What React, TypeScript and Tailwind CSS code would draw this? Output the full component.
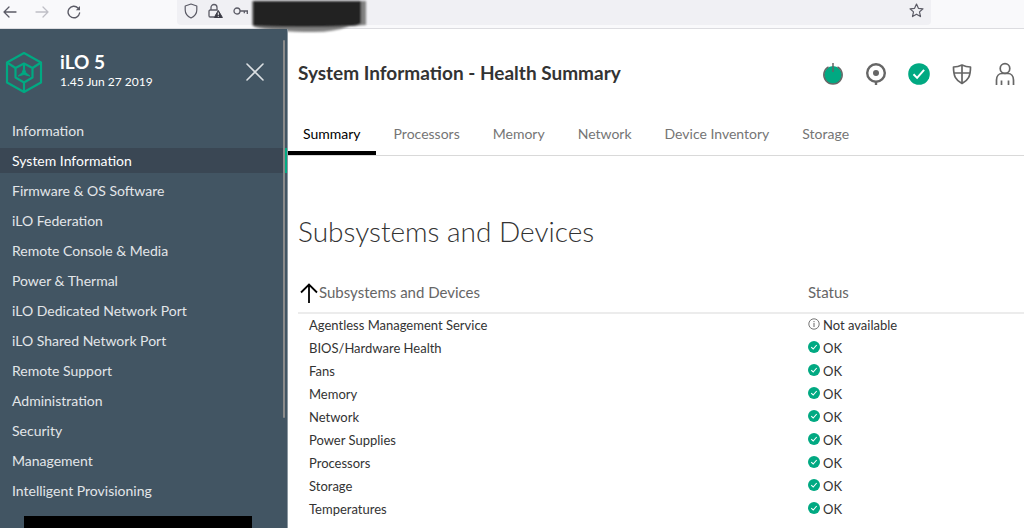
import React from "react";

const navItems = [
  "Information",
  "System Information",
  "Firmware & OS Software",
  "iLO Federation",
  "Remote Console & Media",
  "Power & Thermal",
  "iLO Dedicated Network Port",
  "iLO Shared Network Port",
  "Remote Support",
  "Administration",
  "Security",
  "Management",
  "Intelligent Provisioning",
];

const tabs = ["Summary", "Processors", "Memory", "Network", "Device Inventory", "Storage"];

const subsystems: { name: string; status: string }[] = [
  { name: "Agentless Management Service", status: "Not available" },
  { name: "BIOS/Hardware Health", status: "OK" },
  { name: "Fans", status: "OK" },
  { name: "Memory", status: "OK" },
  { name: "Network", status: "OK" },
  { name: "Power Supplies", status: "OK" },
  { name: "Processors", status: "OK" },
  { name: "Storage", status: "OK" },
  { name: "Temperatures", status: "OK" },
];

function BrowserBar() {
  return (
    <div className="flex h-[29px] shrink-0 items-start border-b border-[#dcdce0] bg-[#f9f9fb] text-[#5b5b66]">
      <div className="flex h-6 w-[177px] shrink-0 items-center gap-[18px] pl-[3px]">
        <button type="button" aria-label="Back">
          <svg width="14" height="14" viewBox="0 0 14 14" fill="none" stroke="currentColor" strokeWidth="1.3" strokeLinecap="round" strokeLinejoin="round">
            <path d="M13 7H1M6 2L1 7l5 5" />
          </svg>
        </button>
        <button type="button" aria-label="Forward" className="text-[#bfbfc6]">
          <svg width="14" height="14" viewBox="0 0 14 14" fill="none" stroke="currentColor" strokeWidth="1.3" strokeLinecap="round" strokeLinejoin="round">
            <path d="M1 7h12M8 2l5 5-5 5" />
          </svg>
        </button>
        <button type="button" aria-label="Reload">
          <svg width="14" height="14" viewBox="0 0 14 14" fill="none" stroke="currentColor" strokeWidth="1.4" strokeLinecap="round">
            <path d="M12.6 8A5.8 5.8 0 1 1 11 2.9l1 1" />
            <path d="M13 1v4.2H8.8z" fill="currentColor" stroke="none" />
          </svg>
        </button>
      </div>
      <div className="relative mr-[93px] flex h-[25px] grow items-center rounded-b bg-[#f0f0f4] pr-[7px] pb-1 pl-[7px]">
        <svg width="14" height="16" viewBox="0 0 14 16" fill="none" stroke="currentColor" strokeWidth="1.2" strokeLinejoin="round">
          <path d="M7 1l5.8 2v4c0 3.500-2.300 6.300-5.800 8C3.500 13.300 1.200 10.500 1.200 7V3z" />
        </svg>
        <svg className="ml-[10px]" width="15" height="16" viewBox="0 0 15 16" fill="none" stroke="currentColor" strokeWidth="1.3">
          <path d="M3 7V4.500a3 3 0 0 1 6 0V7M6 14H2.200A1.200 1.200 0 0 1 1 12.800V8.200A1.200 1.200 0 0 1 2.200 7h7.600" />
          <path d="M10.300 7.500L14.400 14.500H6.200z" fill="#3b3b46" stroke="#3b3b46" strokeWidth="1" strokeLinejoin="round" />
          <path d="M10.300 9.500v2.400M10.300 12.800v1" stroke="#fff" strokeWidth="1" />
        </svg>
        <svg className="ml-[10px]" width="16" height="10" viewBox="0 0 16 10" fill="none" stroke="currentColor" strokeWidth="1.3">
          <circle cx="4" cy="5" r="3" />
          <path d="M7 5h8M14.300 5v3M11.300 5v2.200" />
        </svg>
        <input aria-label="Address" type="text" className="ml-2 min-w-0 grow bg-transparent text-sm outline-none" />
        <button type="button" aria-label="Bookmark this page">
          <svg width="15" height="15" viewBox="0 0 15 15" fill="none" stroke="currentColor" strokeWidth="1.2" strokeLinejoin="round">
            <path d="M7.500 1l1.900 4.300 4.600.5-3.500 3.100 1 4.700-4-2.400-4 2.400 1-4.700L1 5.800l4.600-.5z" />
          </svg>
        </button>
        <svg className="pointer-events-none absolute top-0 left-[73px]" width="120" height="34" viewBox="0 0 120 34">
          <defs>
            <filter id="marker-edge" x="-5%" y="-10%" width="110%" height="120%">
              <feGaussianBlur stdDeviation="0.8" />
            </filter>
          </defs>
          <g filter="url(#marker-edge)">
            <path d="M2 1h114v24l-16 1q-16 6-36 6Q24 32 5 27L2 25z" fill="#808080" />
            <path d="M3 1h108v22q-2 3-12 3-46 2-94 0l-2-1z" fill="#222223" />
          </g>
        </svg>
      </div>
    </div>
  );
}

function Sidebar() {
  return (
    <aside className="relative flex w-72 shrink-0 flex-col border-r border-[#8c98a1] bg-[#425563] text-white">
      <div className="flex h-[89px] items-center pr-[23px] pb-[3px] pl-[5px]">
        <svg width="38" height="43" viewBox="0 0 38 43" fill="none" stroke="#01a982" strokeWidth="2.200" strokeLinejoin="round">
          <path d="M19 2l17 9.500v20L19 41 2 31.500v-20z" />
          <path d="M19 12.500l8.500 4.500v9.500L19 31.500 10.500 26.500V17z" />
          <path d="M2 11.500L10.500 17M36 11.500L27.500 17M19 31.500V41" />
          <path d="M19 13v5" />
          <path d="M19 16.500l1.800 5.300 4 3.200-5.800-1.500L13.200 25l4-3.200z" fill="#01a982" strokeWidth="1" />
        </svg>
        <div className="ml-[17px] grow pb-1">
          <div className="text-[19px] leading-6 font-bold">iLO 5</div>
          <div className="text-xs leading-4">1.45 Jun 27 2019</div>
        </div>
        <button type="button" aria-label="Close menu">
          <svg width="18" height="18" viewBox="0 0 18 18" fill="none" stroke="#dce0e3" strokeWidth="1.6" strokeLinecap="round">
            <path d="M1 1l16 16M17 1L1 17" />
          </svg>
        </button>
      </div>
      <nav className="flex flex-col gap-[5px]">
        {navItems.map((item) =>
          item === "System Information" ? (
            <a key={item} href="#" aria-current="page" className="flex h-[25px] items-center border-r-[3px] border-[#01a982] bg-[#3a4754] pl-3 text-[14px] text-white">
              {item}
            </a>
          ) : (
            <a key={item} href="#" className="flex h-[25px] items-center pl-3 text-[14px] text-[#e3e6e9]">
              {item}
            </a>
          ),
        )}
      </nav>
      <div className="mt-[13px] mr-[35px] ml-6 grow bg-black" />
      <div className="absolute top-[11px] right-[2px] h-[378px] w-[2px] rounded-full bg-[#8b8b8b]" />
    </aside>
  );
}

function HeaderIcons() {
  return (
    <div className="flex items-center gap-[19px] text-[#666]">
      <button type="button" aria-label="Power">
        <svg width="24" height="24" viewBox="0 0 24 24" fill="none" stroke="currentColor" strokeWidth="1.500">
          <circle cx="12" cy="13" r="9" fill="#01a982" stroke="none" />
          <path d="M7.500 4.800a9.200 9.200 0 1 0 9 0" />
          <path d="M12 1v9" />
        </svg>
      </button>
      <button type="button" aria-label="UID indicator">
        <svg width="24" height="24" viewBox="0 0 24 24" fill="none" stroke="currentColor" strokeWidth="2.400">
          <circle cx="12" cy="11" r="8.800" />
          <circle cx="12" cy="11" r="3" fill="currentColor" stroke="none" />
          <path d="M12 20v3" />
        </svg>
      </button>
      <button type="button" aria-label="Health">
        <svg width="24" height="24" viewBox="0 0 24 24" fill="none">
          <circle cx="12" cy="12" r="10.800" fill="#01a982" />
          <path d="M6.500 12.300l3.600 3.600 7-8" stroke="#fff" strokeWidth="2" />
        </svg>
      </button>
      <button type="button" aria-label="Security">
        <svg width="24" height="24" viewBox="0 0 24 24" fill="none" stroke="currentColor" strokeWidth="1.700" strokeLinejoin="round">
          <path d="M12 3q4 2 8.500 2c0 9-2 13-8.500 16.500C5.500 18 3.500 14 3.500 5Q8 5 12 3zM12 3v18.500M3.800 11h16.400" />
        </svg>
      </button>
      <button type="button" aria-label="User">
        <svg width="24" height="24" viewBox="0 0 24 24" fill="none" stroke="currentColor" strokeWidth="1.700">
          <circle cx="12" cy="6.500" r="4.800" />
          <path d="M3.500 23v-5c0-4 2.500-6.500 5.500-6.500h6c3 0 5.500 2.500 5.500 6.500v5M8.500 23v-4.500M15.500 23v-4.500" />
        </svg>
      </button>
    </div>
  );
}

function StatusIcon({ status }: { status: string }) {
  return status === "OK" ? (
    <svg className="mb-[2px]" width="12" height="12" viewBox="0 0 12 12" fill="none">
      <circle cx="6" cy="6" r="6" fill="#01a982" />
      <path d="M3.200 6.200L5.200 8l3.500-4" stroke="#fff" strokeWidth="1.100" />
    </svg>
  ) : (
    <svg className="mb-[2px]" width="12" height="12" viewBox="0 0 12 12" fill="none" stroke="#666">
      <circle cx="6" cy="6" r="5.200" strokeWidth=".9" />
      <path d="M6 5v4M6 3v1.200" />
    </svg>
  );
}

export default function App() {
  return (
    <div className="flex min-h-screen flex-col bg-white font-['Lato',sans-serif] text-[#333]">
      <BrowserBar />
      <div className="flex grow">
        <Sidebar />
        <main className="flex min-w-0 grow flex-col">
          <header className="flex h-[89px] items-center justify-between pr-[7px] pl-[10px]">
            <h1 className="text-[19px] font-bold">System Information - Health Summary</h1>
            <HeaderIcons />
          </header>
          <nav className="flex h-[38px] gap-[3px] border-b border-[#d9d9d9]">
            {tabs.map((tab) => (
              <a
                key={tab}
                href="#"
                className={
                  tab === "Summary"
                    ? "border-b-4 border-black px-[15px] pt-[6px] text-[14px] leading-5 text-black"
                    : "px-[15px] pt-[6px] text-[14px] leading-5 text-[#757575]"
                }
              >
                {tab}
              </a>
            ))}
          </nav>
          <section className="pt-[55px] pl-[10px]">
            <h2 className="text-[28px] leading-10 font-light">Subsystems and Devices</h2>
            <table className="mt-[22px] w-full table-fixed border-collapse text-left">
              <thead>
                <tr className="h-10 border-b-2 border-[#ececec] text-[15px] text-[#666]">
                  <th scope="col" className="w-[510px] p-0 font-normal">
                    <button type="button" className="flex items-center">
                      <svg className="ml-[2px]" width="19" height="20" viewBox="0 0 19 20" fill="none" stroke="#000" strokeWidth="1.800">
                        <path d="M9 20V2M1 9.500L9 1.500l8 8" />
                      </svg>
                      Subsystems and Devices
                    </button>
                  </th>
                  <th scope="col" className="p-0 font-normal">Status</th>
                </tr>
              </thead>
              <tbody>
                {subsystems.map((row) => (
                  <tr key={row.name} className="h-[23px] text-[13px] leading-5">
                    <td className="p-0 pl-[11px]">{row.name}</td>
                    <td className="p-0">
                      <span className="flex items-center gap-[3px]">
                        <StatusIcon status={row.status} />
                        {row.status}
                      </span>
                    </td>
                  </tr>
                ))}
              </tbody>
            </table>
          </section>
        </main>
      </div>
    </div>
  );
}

--------

Pictures stay out. Repeat only the lines from the beginning of the data through the line that has "import React from".

What React, TypeScript and Tailwind CSS code would draw this? Output the full component.
import React from "react";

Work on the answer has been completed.